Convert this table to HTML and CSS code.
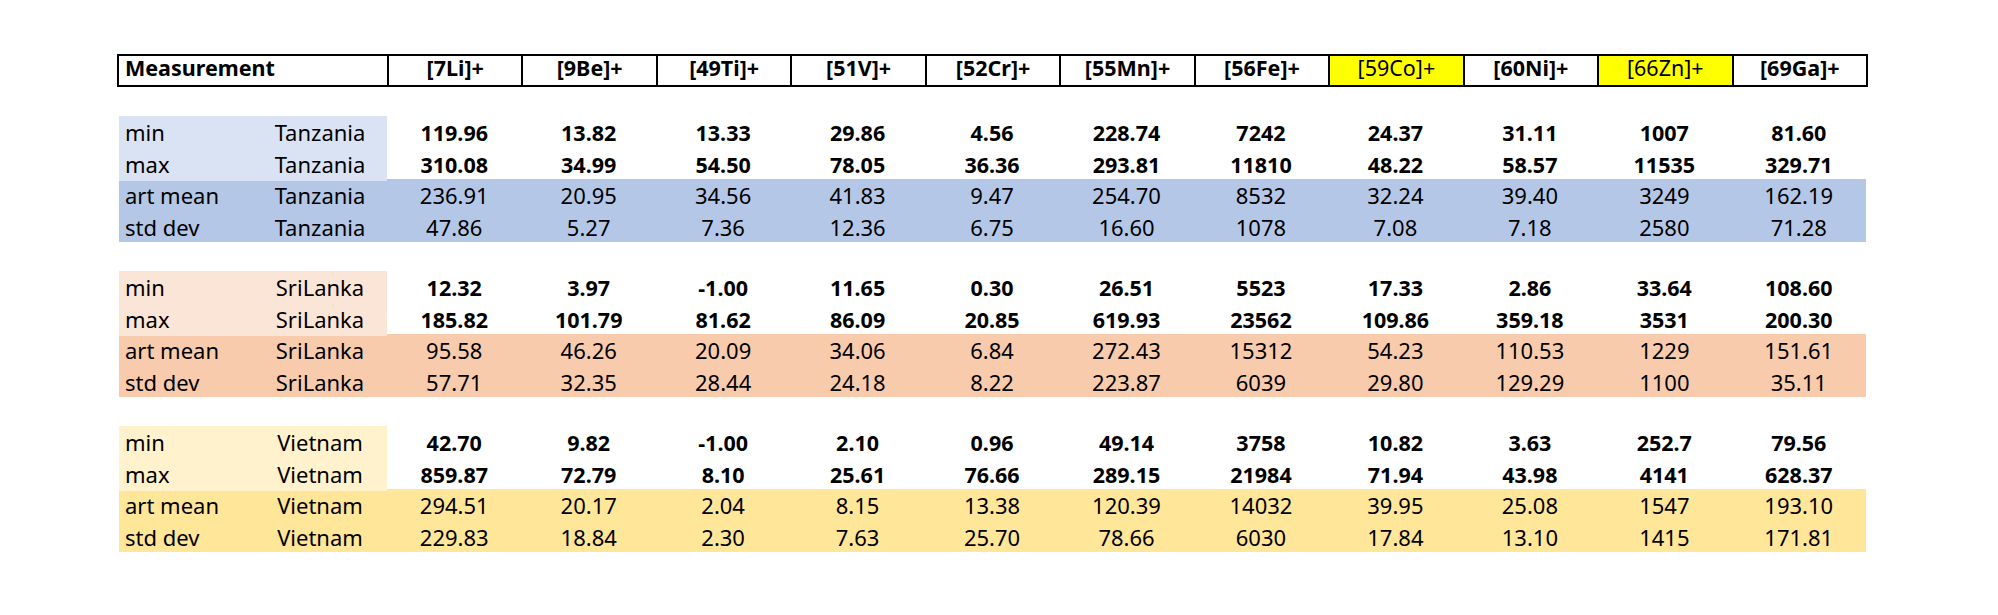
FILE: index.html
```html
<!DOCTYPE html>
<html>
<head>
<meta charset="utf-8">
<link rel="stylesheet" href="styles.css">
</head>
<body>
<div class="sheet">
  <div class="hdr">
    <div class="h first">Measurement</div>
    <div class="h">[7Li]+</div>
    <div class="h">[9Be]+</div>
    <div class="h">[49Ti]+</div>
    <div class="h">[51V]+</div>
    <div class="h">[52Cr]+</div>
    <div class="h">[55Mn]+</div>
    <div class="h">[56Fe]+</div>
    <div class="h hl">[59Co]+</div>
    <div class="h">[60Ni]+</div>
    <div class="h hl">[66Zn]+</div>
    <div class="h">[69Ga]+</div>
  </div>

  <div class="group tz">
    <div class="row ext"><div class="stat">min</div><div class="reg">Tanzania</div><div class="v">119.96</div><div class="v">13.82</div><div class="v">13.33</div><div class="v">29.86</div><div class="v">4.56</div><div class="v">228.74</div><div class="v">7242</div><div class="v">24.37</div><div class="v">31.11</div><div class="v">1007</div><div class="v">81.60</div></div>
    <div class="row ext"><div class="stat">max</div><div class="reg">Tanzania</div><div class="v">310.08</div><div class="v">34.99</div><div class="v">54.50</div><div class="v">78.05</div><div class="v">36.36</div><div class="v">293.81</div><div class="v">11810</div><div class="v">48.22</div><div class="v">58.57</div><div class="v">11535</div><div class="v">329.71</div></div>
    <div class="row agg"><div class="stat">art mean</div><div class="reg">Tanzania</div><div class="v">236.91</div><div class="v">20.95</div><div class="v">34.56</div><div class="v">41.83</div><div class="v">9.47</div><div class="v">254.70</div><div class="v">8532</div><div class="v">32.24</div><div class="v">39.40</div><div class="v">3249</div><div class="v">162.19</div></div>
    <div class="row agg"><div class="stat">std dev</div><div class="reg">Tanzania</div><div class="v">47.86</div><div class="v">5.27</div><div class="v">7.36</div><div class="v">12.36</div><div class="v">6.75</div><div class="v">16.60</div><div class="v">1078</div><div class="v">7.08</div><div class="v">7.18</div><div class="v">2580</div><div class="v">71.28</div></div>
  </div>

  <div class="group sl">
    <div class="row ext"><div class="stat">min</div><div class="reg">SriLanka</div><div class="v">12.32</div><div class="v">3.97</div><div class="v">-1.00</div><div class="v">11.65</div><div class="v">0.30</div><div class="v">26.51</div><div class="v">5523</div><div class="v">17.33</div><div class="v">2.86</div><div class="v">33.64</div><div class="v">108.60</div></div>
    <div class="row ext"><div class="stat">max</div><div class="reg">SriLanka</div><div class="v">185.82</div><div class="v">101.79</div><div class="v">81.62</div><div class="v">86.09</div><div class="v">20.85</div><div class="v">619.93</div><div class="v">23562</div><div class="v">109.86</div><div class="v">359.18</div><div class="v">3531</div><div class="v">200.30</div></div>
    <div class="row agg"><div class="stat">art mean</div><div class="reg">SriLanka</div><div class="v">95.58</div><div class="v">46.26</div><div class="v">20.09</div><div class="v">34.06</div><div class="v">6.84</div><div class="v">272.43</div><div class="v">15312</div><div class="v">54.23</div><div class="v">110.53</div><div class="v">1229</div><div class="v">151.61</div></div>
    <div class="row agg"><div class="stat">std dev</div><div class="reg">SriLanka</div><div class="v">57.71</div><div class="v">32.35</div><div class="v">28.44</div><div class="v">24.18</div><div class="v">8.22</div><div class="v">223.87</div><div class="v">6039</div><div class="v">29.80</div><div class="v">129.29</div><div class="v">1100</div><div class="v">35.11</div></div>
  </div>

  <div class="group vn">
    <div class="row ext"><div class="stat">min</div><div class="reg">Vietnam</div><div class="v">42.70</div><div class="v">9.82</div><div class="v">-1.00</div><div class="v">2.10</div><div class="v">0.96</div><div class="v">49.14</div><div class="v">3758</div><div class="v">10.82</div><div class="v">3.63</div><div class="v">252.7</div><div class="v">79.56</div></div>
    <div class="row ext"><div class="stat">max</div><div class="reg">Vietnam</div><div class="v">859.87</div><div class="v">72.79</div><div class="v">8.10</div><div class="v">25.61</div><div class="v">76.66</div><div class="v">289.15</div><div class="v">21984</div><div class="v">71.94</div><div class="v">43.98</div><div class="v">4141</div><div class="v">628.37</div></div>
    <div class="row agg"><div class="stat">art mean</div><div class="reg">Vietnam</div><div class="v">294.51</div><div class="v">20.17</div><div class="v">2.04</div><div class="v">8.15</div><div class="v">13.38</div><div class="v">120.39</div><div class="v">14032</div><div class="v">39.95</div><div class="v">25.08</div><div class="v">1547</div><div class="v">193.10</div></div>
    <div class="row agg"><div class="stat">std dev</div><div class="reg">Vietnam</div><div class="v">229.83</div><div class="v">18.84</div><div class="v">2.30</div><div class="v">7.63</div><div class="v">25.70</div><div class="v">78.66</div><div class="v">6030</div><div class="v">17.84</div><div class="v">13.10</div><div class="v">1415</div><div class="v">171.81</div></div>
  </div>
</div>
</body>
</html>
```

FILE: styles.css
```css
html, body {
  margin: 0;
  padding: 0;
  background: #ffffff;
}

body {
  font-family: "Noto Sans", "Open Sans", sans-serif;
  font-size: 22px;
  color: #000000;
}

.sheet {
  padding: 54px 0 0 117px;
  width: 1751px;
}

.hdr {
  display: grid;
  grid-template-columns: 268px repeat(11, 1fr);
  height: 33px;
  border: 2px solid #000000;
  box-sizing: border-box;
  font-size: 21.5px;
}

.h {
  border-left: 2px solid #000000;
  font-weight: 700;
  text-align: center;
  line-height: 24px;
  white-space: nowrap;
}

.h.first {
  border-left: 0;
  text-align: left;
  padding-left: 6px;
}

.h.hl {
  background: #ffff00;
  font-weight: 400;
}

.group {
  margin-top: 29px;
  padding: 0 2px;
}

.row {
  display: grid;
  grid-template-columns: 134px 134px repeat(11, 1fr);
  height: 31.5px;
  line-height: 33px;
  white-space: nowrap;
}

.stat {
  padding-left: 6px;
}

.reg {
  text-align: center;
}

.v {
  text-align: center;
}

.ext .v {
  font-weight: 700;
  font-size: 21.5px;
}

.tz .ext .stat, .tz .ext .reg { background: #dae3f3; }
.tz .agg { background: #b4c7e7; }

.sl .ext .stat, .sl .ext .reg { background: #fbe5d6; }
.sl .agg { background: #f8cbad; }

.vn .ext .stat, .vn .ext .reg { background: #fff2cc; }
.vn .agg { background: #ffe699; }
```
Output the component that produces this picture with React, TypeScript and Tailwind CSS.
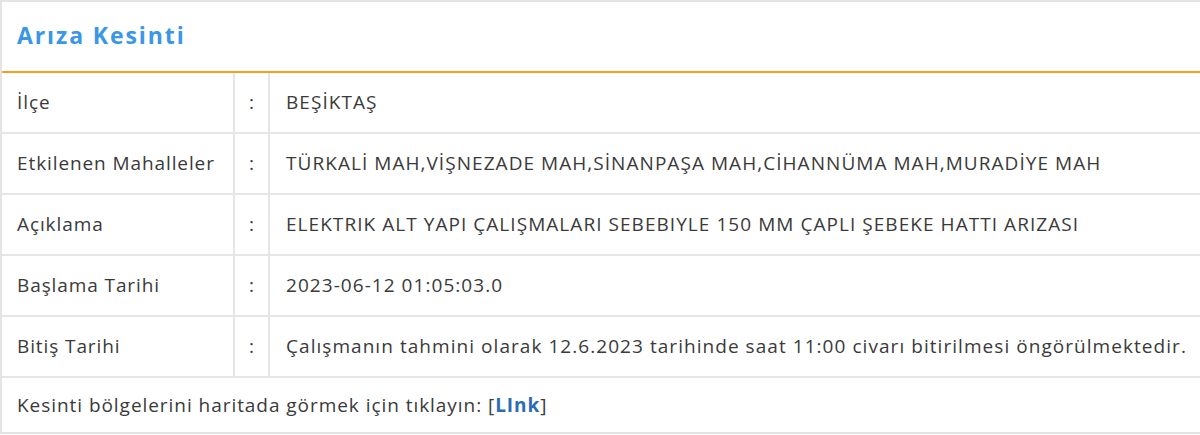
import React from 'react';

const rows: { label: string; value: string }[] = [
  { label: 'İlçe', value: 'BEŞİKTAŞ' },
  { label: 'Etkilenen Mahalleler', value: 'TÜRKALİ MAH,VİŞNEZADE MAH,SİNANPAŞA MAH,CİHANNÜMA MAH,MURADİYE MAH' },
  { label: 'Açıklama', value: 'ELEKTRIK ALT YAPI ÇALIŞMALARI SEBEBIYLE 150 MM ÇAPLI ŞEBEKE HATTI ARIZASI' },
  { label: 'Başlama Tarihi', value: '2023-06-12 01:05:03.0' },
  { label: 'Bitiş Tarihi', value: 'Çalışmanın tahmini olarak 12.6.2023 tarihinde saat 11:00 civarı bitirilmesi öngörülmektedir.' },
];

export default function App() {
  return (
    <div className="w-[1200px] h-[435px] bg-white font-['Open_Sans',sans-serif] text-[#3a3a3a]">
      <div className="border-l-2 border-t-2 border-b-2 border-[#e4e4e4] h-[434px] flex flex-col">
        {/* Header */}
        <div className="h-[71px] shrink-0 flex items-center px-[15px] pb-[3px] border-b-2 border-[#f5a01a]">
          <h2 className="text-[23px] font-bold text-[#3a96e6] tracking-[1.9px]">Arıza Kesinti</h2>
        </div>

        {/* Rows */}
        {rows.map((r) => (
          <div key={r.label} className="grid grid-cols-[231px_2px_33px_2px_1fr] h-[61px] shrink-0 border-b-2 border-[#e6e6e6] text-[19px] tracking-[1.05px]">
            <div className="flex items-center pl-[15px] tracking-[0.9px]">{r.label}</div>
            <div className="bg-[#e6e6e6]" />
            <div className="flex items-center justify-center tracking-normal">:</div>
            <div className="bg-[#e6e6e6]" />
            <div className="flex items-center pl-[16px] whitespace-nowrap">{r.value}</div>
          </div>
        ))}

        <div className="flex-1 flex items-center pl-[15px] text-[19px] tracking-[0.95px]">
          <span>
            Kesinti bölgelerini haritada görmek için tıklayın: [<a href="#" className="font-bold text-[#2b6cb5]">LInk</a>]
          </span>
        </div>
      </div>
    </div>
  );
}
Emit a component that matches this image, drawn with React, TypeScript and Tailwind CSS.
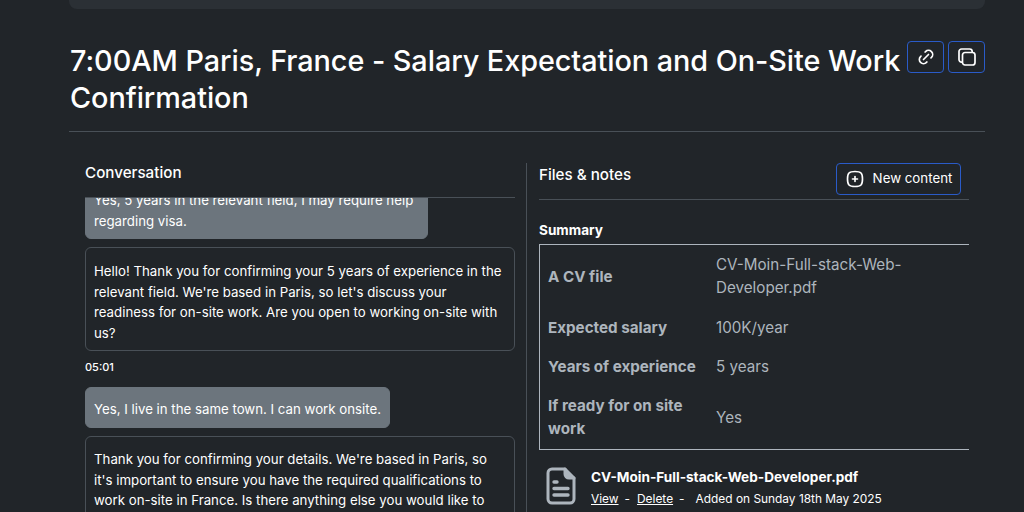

########

■ Stated problem ■
Give only the count of lines in which the string "with" appears.

■ Solved problem ■
2